Brooklyn’s first entry into the category of super-slenders, and its future tallest building, is another record-setting project by the same team of developer and architect, JDS and SHoP, responsible for the skinniest of all Manhattan towers, 111 W. 57th Street. At 1,066 feet, the building now known as 9 DeKalb, will dominate the in Downtown Brooklyn skyline. Unlike all the Manhattan towers, though, it will be a rental building that contains 500 rental units, of which 20 percent will be “affordable” due to the project’s 421-a tax exemption status.
With a flat rooftop that squares off at 1,396 ft., 432 Park Avenue is — in the words of its developers Macklowe Properties and the CIM Group — the loftiest residence “in the Western Hemisphere.” At that height, it will be taller than the 1,368-foot roof of One World Trade Center and the roof of original WTC Tower 1, which from 1971-1973 was the world’s tallest building. However, two taller residential buildings will beat out 432 Park’s title upon their completion in 2018: 111 W 57th and the Central Park Tower.
The feather-thin tower, projected to rise 1,438 ft., under construction at 111 W 57th St. is the most extreme example in New York to date of a design that uses a development strategy of slenderness.
With a ratio of the width of the base to height of 1:23, it will be by far the most slender building in the world. The stepped-back silhouette of tower, which uses textured terra-cotta ornament to disguise the concrete shear wall structure, shows the inventiveness of both the architects, SHoP, and the engineers, the WSP Group.
Expected to be completed in 2020, Central Park Tower (previously know as the Nordstrom Tower) will be the tallest residential building in the Western Hemisphere.
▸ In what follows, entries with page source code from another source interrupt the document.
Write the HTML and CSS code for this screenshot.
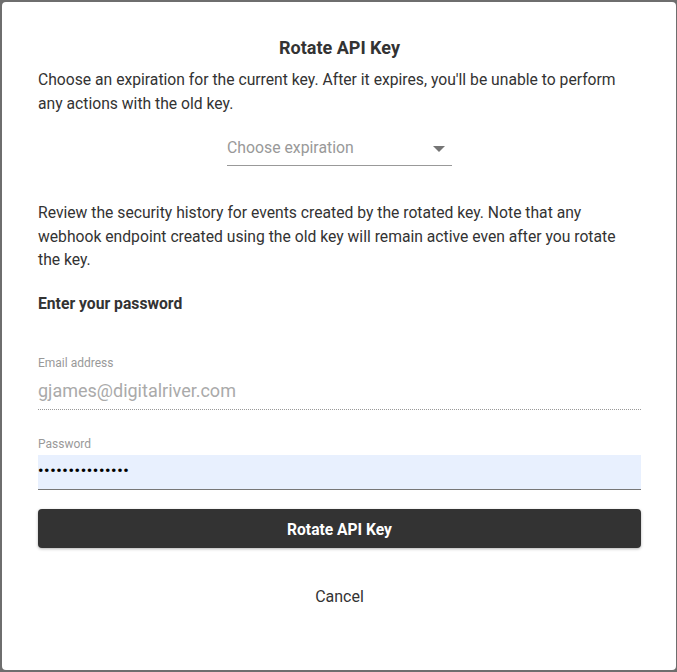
FILE: index.html
```html
<!DOCTYPE html>
<html>
<head>
<meta charset="utf-8">
<link rel="stylesheet" href="styles.css">
</head>
<body>
<div class="dialog">
  <h1 class="title">Rotate API Key</h1>
  <p class="text">Choose an expiration for the current key. After it expires, you'll be unable to perform any actions with the old key.</p>
  <div class="select-wrap">
    <div class="select">
      <span class="placeholder">Choose expiration</span>
      <span class="arrow"></span>
    </div>
  </div>
  <p class="text second">Review the security history for events created by the rotated key. Note that any webhook endpoint created using the old key will remain active even after you rotate the key.</p>
  <h2 class="subhead">Enter your password</h2>
  <div class="field email">
    <label class="label">Email address</label>
    <div class="value">gjames@digitalriver.com</div>
  </div>
  <div class="field password">
    <label class="label">Password</label>
    <div class="value pw">•••••••••••••••</div>
  </div>
  <button class="primary">Rotate API Key</button>
  <button class="cancel">Cancel</button>
</div>
</body>
</html>
```
FILE: styles.css
```css
html, body {
  margin: 0;
  padding: 0;
  height: 100%;
}
body {
  background: #6e6e6e;
  font-family: Roboto, "Liberation Sans", sans-serif;
  color: #333;
  padding: 2px 1px 2px 2px;
  box-sizing: border-box;
}
.dialog {
  background: #fff;
  border-radius: 4px;
  height: 100%;
  box-sizing: border-box;
  padding: 36px 35px 0 36px;
  display: flex;
  flex-direction: column;
}
.title {
  margin: 0;
  font-size: 18px;
  font-weight: 700;
  text-align: center;
  line-height: 20px;
  color: #333;
}
.text {
  margin: 0;
  font-size: 15.7px;
  line-height: 23.5px;
  color: #333;
}
.title + .text {
  margin-top: 10px;
}
.select-wrap {
  display: flex;
  justify-content: center;
  margin-top: 20px;
}
.select {
  width: 225px;
  height: 31px;
  border-bottom: 1px solid #999;
  display: flex;
  align-items: center;
  justify-content: space-between;
  box-sizing: border-box;
  padding: 0 7px 6px 0;
}
.placeholder {
  font-size: 15.8px;
  color: #999;
}
.arrow {
  width: 0;
  height: 0;
  border-left: 6px solid transparent;
  border-right: 6px solid transparent;
  border-top: 6px solid #757575;
  margin-top: 4px;
}
.second {
  margin-top: 35px;
}
.subhead {
  margin: 22px 0 0;
  font-size: 15.7px;
  font-weight: 700;
  line-height: 20px;
  color: #333;
}
.field {
  display: flex;
  flex-direction: column;
}
.email {
  margin-top: 42px;
}
.password {
  margin-top: 27px;
}
.label {
  font-size: 12px;
  color: #999;
  line-height: 14px;
}
.value {
  font-size: 18px;
  color: #aaa;
  line-height: 22px;
}
.email .value {
  margin-top: 10px;
  padding-bottom: 7px;
  border-bottom: 1px dotted #999;
}
.pw {
  margin-top: 4px;
  background: #e8f0fe;
  color: #000;
  height: 35px;
  box-sizing: border-box;
  line-height: 33px;
  font-size: 15px;
  font-weight: 700;
  letter-spacing: 0.7px;
  border-bottom: 1px solid #777;
  padding-left: 0;
}
.primary {
  margin-top: 19px;
  height: 39px;
  padding: 3px 0 0;
  border: none;
  border-radius: 4px;
  background: #333;
  color: #fff;
  font-family: inherit;
  font-size: 15.6px;
  font-weight: 700;
  box-shadow: 0 1px 3px rgba(0,0,0,0.3);
  cursor: pointer;
}
.cancel {
  margin: 33px auto 0;
  background: none;
  border: none;
  font-family: inherit;
  font-size: 16px;
  color: #333;
  padding: 6px 16px;
}
```
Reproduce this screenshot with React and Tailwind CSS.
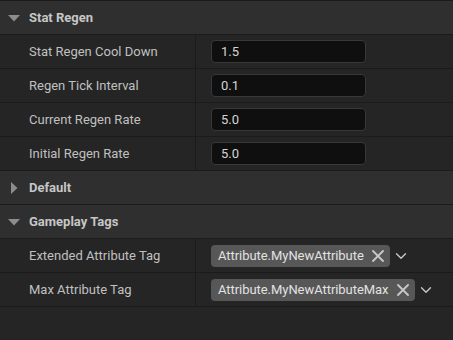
import { ChevronDown } from 'lucide-react'

function Caret({ open }) {
  return (
    <svg width="12" height="12" viewBox="0 0 12 12" className="shrink-0">
      {open ? (
        <path d="M0 3 L12 3 L6 9.5 Z" fill="#8c8c8c" />
      ) : (
        <path d="M3 0 L9.5 6 L3 12 Z" fill="#8c8c8c" />
      )}
    </svg>
  )
}

function Header({ title, open = true }) {
  return (
    <div className="flex h-[34px] items-center gap-[9px] border-b border-[#1b1b1b] bg-[#2f2f2f] pl-[8px] text-[13px] font-bold text-[#c6c6c6]">
      <Caret open={open} />
      <span>{title}</span>
    </div>
  )
}

function Row({ label, children }) {
  return (
    <div className="flex h-[34px] border-b border-[#1b1b1b] bg-[#252525]">
      <div className="flex w-[196px] shrink-0 items-center border-r border-[#1b1b1b] pl-[29px] text-[13px] text-[#c0c0c0]">
        {label}
      </div>
      <div className="flex flex-1 items-center pl-[15px]">{children}</div>
    </div>
  )
}

function NumberBox({ value }) {
  return (
    <div className="flex h-[23px] w-[155px] items-center rounded-[4px] border border-[#383838] bg-[#0f0f0f] pl-[9px] text-[13px] text-[#d4d4d4]">
      {value}
    </div>
  )
}

function TagChip({ tag }) {
  return (
    <div className="flex items-center">
      <div className="flex h-[22px] items-center gap-[8px] rounded-[4px] bg-[#575757] pl-[7px] pr-[6px] text-[13px] tracking-[-0.05px] text-[#e2e2e2]">
        <span>{tag}</span>
        <svg width="12" height="12" viewBox="0 0 12 12">
          <path d="M1 1 L11 11 M11 1 L1 11" stroke="#c8c8c8" strokeWidth="1.8" strokeLinecap="round" />
        </svg>
      </div>
      <ChevronDown className="ml-[2px] h-[18px] w-[18px] text-[#c8c8c8]" strokeWidth={1.8} />
    </div>
  )
}

export default function App() {
  return (
    <div className="h-[340px] w-[453px] overflow-hidden bg-[#252525] font-['Roboto','Liberation_Sans',sans-serif]">
      <div className="h-px bg-[#1b1b1b]" />
      <Header title="Stat Regen" />
      <Row label="Stat Regen Cool Down"><NumberBox value="1.5" /></Row>
      <Row label="Regen Tick Interval"><NumberBox value="0.1" /></Row>
      <Row label="Current Regen Rate"><NumberBox value="5.0" /></Row>
      <Row label="Initial Regen Rate"><NumberBox value="5.0" /></Row>
      <Header title="Default" open={false} />
      <Header title="Gameplay Tags" />
      <Row label="Extended Attribute Tag"><TagChip tag="Attribute.MyNewAttribute" /></Row>
      <Row label="Max Attribute Tag"><TagChip tag="Attribute.MyNewAttributeMax" /></Row>
    </div>
  )
}
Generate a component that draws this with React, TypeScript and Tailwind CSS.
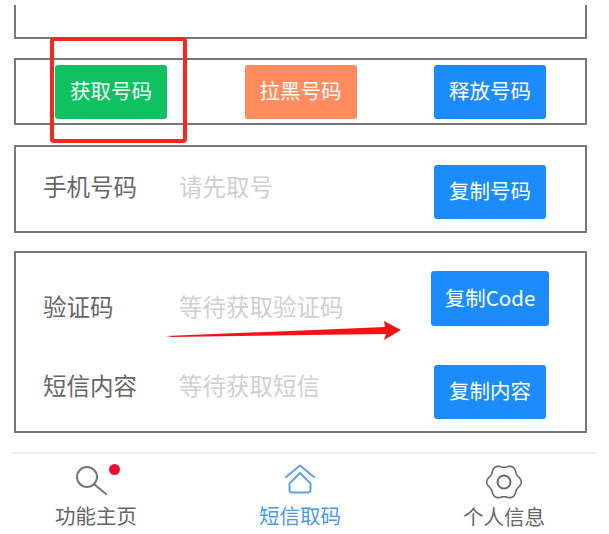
import React from "react";

const boxCls = "border-2 border-[#777777] bg-white";
const btnCls =
  "flex h-[54px] w-[112px] shrink-0 items-center justify-center rounded-[3px] pb-[3px] text-[20.5px] text-white";
const labelCls = "text-[23.5px] leading-[30px] text-[#666666]";
const placeholderCls = "text-[23.5px] leading-[30px] text-[#cfcfcf]";

// gear outline: six soft lobes round the centre
const gearPath = (() => {
  const pts: string[] = [];
  for (let i = 0; i < 120; i++) {
    const a = (i / 120) * Math.PI * 2;
    const r = 16 + 1.3 * Math.cos(6 * a);
    pts.push(`${(19 + r * Math.cos(a)).toFixed(2)} ${(19 + r * Math.sin(a)).toFixed(2)}`);
  }
  return `M${pts.join(" L")} Z`;
})();

export default function App() {
  return (
    <div
      className="relative h-[534px] w-[609px] overflow-hidden bg-white"
      style={{ fontFamily: '"Noto Sans CJK SC", "Noto Sans", sans-serif' }}
    >
      <div className="flex flex-col pl-[14px] pt-[5px]">
        {/* cropped box on top */}
        <div className="h-[34px] w-[573px] border-x-2 border-b-2 border-[#777777]" />

        <div className={`${boxCls} mt-[19px] flex h-[67px] w-[573px] justify-between px-[39px] pt-[5px]`}>
          <div className={`${btnCls} bg-[#0fc25f]`}>获取号码</div>
          <div className={`${btnCls} bg-[#fe8c5f]`}>拉黑号码</div>
          <div className={`${btnCls} bg-[#1c8bfb]`}>释放号码</div>
        </div>

        <div className={`${boxCls} mt-[20px] flex h-[88px] w-[573px] items-start pl-[27px] pr-[39px] pt-[18px]`}>
          <div className={`${labelCls} mt-[6px] w-[136px]`}>手机号码</div>
          <div className={`${placeholderCls} mt-[6px] flex-1`}>请先取号</div>
          <div className={`${btnCls} bg-[#1c8bfb]`}>复制号码</div>
        </div>

        <div className={`${boxCls} mt-[18px] flex h-[182px] w-[573px] flex-col pl-[27px] pt-[18px]`}>
          <div className="flex items-start pr-[36px]">
            <div className={`${labelCls} mt-[20px] w-[136px]`}>验证码</div>
            <div className={`${placeholderCls} mt-[20px] flex-1`}>等待获取验证码</div>
            <div className="flex h-[55px] w-[118px] items-center justify-center rounded-[3px] bg-[#1c8bfb] pb-[3px] text-[20.5px] text-white">
              复制Code
            </div>
          </div>
          <div className="mt-[39px] flex items-start pr-[39px]">
            <div className={`${labelCls} mt-[5px] w-[136px]`}>短信内容</div>
            <div className={`${placeholderCls} mt-[5px] flex-1`}>等待获取短信</div>
            <div className={`${btnCls} bg-[#1c8bfb]`}>复制内容</div>
          </div>
        </div>
      </div>

      {/* bottom tabs */}
      <div className="ml-[11px] mt-[19px] flex w-[585px] border-t-2 border-[#eeeeee]">
        <div className="flex w-[170px] flex-col items-center pt-[10px]">
          <div className="relative h-[35px] w-[40px]">
            <svg viewBox="0 0 40 35" className="h-[35px] w-[40px]" fill="none" stroke="#777777" strokeWidth="2">
              <circle cx="11" cy="13" r="10" />
              <path d="M18.5 20.5 L30 30" strokeLinecap="round" />
            </svg>
            <span className="absolute left-[33px] top-0 h-[11px] w-[11px] rounded-full bg-[#ee1133]" />
          </div>
          <div className="mt-[2px] text-[20.5px] leading-[28px] text-[#666666]">功能主页</div>
        </div>
        <div className="flex w-[238px] flex-col items-center pt-[10px]">
          <svg viewBox="0 0 30 35" className="h-[35px] w-[30px]" fill="none" stroke="#5ba3f2" strokeWidth="2" strokeLinecap="round" strokeLinejoin="round">
            <path d="M1 13 L15 1.5 L29 13" />
            <path d="M15 9 L4.5 19.5 V26 Q4.5 28.5 7 28.5 H23 Q25.5 28.5 25.5 26 V19.5 Z" />
          </svg>
          <div className="mt-[2px] text-[20.5px] leading-[28px] text-[#4a97f0]">短信取码</div>
        </div>
        <div className="flex w-[170px] flex-col items-center pt-[10px]">
          <svg viewBox="0 0 38 38" className="-mb-[1px] -mt-[1px] h-[38px] w-[38px]" fill="none" stroke="#6a6a6a" strokeWidth="1.6">
            <path d={gearPath} strokeLinejoin="round" />
            <circle cx="19" cy="19" r="6.5" strokeWidth="2" />
          </svg>
          <div className="mt-[2px] text-[20.5px] leading-[28px] text-[#666666]">个人信息</div>
        </div>
      </div>

      {/* red highlight over the first button */}
      <div className="absolute left-[50px] top-[37px] h-[106px] w-[137px] rounded-[4px] border-[4px] border-[#f5281e]" />

      {/* red arrow */}
      <svg viewBox="0 0 609 534" className="pointer-events-none absolute left-0 top-0 h-[534px] w-[609px]">
        <path d="M166 336 L385 327 L384 321 L401 330 L384 340 L386 334 L172 337 Z" fill="#f01414" />
      </svg>
    </div>
  );
}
Designed by Adrian Smith + Gordon Gill Architecture – who, while working for architects Skidmore, Owingss & Merill, designed the world’s current tallest building, the 2,717-foot Burj Khalifa – the Central Park Tower is purported to have the highest roof in the nation at 1,569 ft.. Besides its near-200 residential units, the building will house a hotel and a 363,000 square-foot Nordstrom department store in its base.